* START Record list *
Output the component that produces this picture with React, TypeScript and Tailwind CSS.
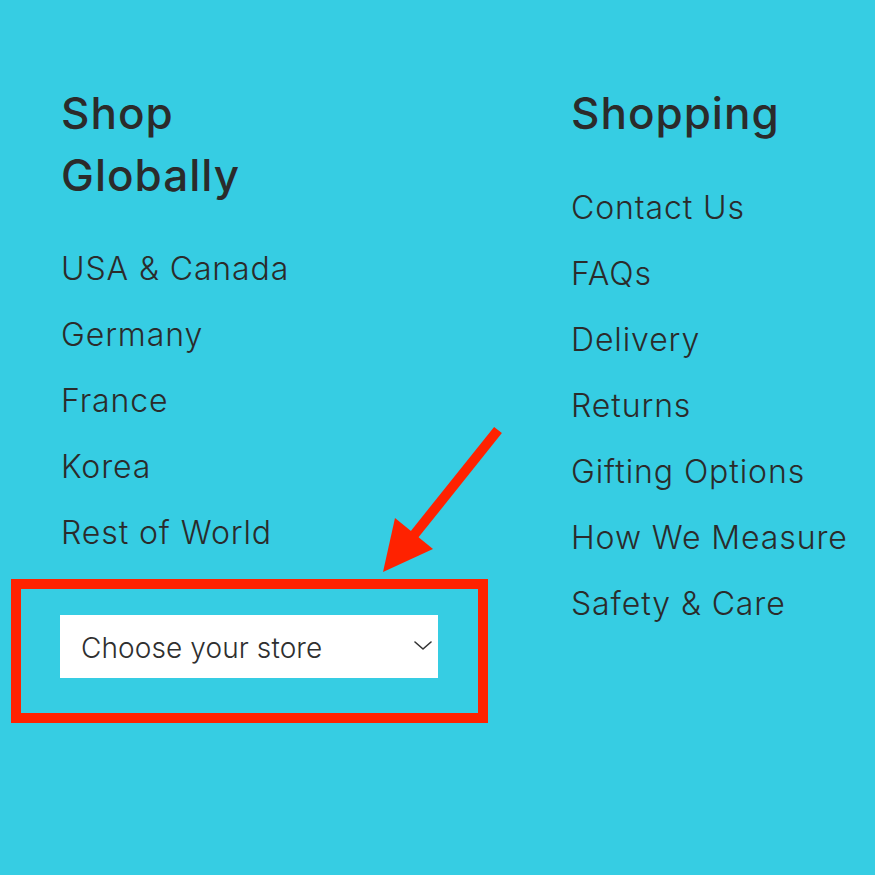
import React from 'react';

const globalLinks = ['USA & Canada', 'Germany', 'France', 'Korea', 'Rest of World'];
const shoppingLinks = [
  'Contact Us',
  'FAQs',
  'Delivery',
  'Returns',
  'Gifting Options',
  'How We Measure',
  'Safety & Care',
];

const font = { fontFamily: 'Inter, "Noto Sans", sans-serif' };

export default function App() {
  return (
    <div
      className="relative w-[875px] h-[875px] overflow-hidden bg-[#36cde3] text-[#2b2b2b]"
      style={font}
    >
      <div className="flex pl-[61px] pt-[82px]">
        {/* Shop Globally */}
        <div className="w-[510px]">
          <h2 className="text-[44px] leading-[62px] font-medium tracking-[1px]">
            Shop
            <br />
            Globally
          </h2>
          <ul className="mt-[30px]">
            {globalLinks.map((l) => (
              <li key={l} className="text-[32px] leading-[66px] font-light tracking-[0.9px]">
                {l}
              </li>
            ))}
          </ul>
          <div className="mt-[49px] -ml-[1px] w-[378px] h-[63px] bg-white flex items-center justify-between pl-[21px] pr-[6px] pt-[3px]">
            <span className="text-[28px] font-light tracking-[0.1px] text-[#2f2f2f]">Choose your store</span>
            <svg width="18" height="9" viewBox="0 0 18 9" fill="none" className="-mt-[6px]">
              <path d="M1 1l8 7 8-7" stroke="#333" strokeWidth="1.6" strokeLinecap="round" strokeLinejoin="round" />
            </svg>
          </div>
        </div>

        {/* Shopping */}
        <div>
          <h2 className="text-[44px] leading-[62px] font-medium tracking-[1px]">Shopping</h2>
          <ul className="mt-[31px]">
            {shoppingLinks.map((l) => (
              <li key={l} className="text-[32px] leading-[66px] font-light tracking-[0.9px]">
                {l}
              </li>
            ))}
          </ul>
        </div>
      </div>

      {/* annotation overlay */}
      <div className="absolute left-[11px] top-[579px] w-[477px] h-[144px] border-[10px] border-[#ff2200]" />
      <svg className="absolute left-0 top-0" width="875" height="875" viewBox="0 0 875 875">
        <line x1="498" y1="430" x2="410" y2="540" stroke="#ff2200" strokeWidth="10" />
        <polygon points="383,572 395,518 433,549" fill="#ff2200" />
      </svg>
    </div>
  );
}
* END Record list *
* START Record list *
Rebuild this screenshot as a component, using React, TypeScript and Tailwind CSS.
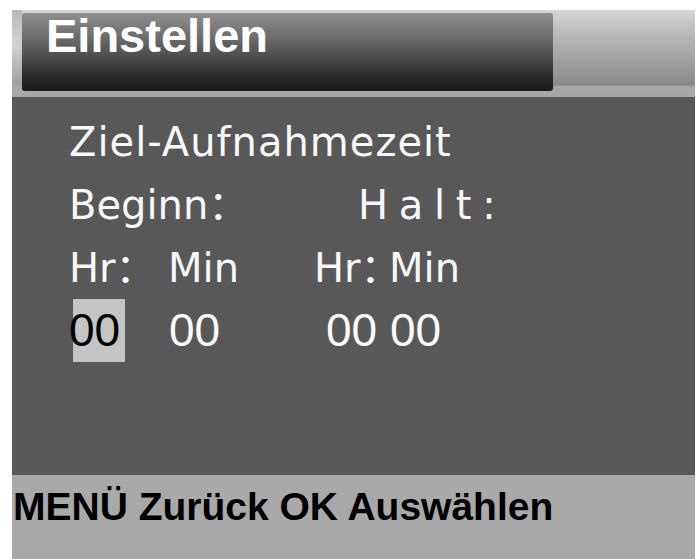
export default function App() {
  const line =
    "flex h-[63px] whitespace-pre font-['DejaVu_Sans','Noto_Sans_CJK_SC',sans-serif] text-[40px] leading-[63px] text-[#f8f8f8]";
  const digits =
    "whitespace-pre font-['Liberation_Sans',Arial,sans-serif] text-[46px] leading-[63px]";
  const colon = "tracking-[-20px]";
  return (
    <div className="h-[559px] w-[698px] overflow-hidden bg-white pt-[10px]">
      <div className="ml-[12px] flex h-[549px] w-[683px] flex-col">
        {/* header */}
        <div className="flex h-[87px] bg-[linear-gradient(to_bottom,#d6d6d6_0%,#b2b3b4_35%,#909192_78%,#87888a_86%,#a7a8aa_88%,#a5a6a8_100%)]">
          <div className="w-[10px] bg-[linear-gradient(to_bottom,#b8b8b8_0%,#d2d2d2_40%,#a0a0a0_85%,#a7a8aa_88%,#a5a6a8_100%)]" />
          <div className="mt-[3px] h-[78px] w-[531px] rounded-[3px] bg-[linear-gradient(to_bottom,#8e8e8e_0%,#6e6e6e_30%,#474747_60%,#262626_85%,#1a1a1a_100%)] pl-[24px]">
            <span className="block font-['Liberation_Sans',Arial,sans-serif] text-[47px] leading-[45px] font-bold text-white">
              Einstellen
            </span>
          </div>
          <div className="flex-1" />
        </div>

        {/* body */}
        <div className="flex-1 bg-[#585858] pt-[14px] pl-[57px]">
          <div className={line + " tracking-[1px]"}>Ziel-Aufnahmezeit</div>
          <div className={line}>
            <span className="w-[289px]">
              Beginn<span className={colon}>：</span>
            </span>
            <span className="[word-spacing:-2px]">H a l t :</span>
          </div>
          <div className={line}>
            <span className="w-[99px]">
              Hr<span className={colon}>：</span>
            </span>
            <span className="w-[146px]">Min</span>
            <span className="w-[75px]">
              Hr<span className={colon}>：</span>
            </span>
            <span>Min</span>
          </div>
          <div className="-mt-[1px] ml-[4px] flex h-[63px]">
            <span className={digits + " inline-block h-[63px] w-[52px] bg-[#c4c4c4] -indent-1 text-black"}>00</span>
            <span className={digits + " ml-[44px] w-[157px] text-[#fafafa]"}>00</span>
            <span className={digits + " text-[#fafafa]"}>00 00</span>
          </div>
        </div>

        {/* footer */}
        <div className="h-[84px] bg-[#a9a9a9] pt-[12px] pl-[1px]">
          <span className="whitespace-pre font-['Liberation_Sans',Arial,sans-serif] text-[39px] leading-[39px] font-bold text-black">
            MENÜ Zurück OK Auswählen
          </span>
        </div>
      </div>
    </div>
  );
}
* END Record list *
* START Record list *
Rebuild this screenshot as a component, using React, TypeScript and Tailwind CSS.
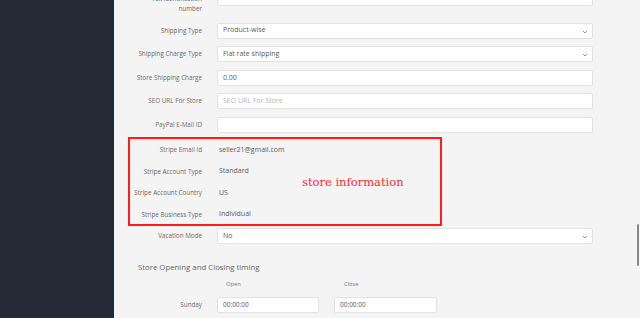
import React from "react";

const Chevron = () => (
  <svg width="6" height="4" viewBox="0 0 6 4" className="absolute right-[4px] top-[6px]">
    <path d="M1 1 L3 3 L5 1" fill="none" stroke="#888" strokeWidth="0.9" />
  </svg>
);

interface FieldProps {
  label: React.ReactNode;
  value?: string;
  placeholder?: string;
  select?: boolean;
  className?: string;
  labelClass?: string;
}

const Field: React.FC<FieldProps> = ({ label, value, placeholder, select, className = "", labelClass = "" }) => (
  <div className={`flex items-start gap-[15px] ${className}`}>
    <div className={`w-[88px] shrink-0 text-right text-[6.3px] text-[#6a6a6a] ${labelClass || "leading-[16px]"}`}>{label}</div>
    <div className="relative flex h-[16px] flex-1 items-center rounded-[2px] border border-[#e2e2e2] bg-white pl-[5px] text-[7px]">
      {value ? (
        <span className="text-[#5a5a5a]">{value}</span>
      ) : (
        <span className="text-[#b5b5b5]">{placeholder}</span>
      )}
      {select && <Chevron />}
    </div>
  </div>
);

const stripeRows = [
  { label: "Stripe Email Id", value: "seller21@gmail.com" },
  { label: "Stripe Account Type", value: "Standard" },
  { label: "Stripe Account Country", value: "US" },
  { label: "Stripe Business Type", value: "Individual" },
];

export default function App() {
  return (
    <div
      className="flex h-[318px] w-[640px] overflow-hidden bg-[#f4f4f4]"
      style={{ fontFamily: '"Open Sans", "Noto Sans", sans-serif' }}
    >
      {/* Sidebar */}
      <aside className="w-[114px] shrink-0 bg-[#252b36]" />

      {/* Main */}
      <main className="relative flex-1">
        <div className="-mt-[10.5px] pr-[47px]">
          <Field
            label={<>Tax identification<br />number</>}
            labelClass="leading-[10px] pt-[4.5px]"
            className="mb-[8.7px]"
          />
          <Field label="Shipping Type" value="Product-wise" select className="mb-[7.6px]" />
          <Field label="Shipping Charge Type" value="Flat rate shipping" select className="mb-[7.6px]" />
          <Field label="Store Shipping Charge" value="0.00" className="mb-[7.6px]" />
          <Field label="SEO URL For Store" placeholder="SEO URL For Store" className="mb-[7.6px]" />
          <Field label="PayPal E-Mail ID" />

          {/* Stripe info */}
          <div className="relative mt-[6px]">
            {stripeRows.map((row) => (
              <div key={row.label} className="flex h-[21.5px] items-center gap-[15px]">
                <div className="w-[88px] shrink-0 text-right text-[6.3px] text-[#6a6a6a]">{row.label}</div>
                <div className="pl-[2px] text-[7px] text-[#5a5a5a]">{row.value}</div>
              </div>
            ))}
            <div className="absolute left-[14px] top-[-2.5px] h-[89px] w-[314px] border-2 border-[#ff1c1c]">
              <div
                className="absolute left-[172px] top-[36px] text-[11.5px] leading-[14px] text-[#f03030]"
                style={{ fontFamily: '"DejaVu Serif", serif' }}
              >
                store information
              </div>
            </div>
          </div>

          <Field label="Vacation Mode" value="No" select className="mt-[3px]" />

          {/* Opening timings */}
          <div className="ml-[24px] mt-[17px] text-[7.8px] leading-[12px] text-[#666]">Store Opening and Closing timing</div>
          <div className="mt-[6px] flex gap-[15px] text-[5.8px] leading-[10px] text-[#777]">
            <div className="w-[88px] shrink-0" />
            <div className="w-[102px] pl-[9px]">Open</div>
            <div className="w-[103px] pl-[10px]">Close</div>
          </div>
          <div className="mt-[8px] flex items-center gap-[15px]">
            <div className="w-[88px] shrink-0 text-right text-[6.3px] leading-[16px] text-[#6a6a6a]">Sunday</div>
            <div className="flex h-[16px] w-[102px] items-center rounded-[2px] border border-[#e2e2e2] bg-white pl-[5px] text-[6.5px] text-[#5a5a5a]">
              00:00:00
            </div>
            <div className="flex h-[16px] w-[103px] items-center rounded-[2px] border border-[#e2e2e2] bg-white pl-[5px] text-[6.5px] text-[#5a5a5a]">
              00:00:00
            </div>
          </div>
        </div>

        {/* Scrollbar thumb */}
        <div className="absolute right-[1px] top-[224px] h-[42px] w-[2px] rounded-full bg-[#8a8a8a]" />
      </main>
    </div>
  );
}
* END Record list *
(Written problem): Using the data above, print only the lines starting at the one with "Output the component" and ending at the one with "import React from 'react';", exactly as they stand, minus the pictures.

(Exercise result):
Output the component that produces this picture with React, TypeScript and Tailwind CSS.
import React from 'react';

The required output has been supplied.